What if I fall in an awkward body position and cannot do the full technique?
You will not always get a clean, textbook landing. Sideways falls, off-balance peels, and dynamic launches all create situations where the ideal sequence is not available. Do what you can: soften the knees if possible, protect the wrists, stay as loose as you can. The technique gives you a framework that applies partially even when it cannot apply fully. This is also why fall practice from many different positions, not just a straight drop, is useful.
Do I need a spotter?
At a commercial gym with padded floors and established crash pads, a spotter is not always mandatory, but it helps, especially on problems with awkward landing zones or moves that might send you sideways. A spotter's job is not to catch you but to redirect you toward the pad and keep your head from contacting anything hard. Learning to spot and be spotted is worth the time, and most gym climbers are happy to help if you ask.
How high is too high to fall without special precautions?
Indoor bouldering walls are generally built to heights where a fall is survivable with good technique and proper padding. That said, the higher the fall, the greater the impact load even with perfect form. At the top of a tall gym boulder problem, down-climbing is almost always the better choice if you have the option. Outdoors, the calculus changes significantly: natural surfaces are harder, pads are smaller, and the stakes are higher.

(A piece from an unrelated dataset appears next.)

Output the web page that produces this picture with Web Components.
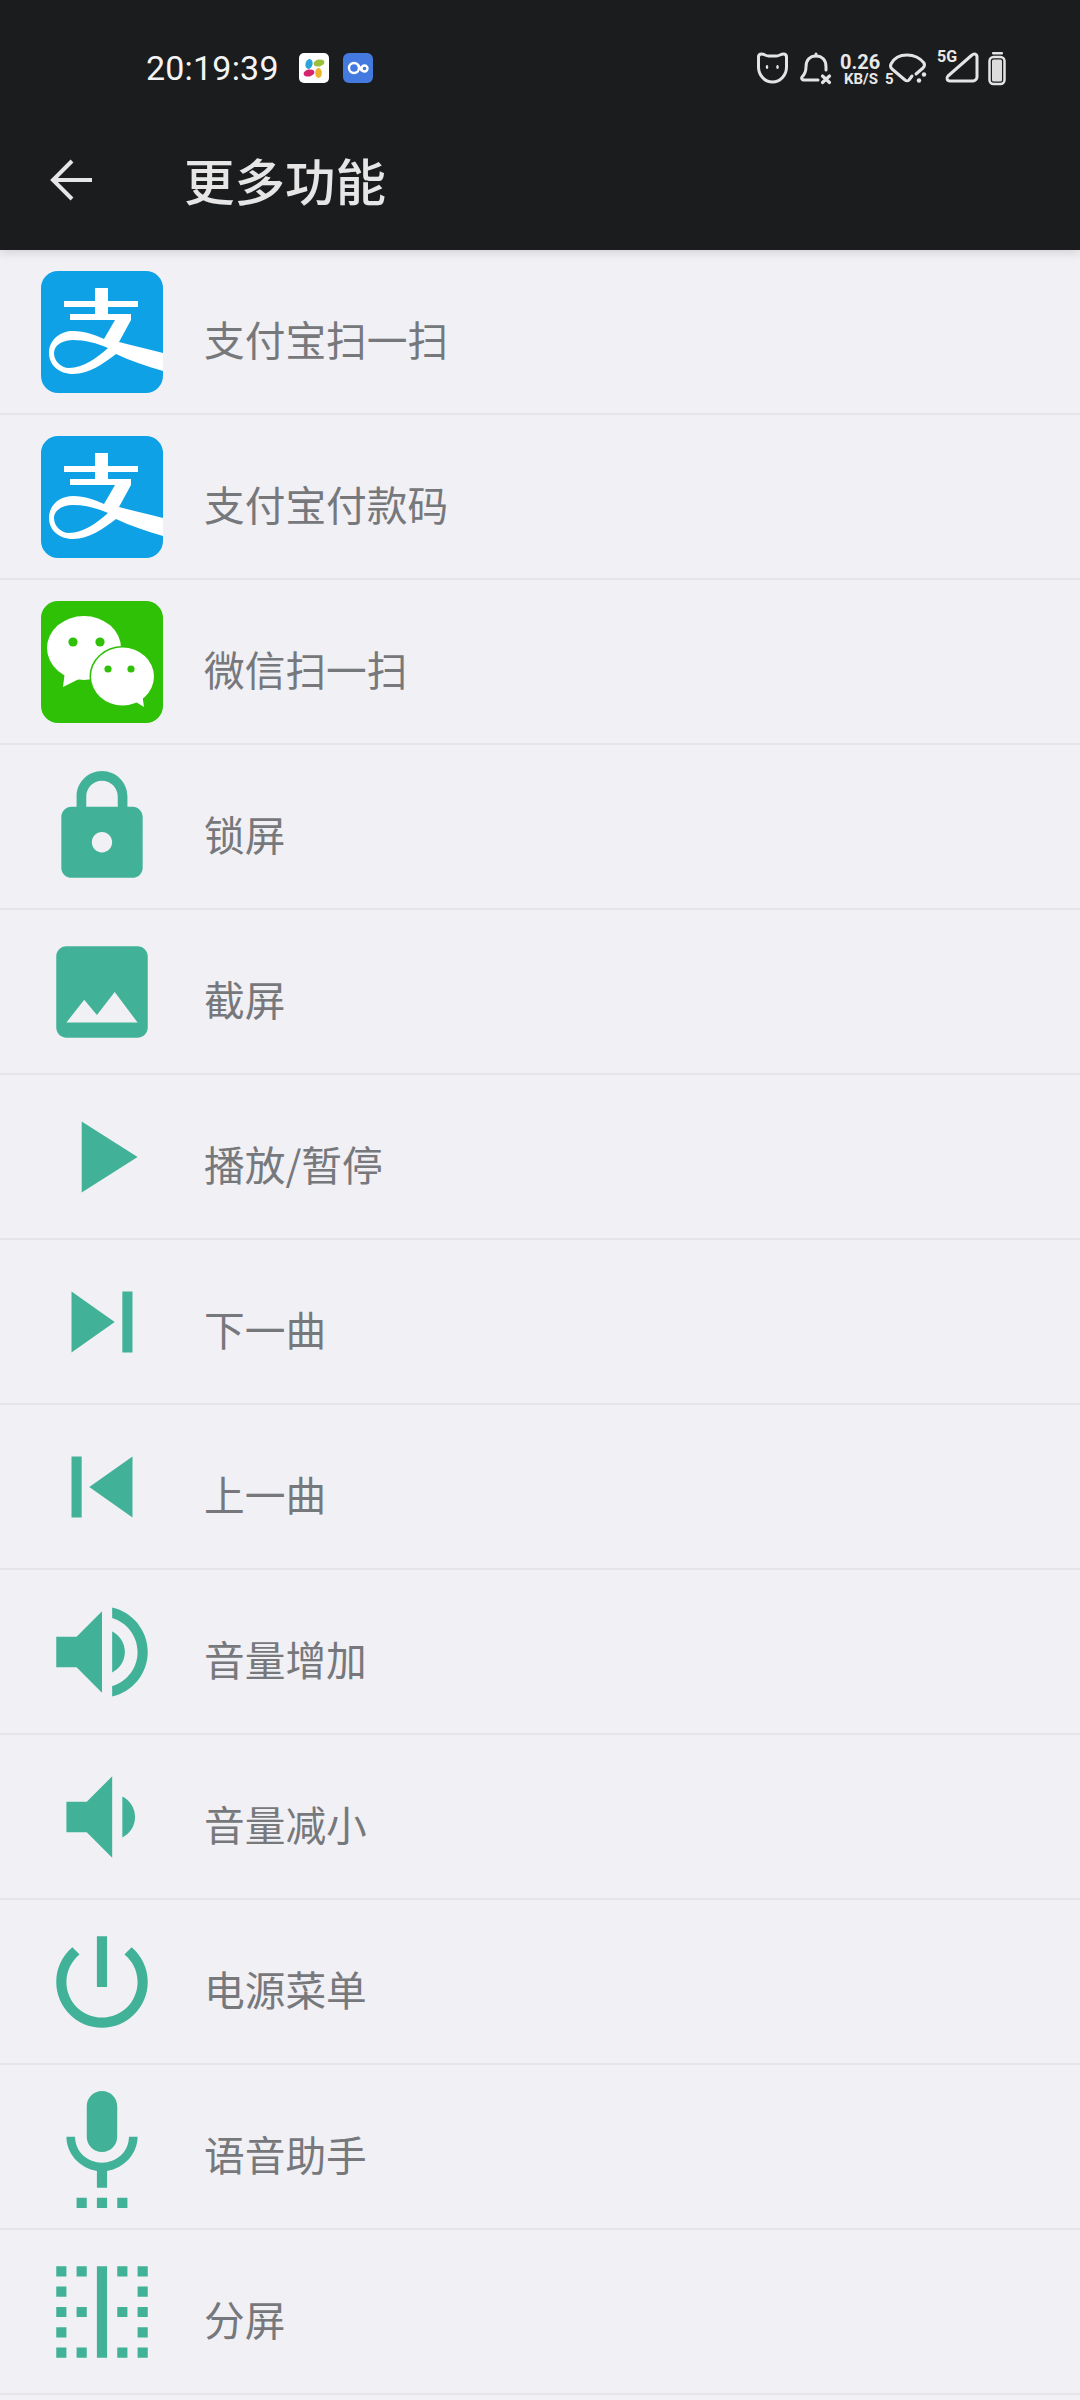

Outdoor bouldering is a separate conversation that really benefits from going out with experienced partners who know the area.
Can I learn to fall safely just from reading about it?
Reading builds awareness; practice builds the response. This article can tell you what to do, but your nervous system will not believe it until you have done it fifty times at low height. Use this as a map, then go find an instructor or experienced climber at your gym to watch a few practice falls and give you honest feedback.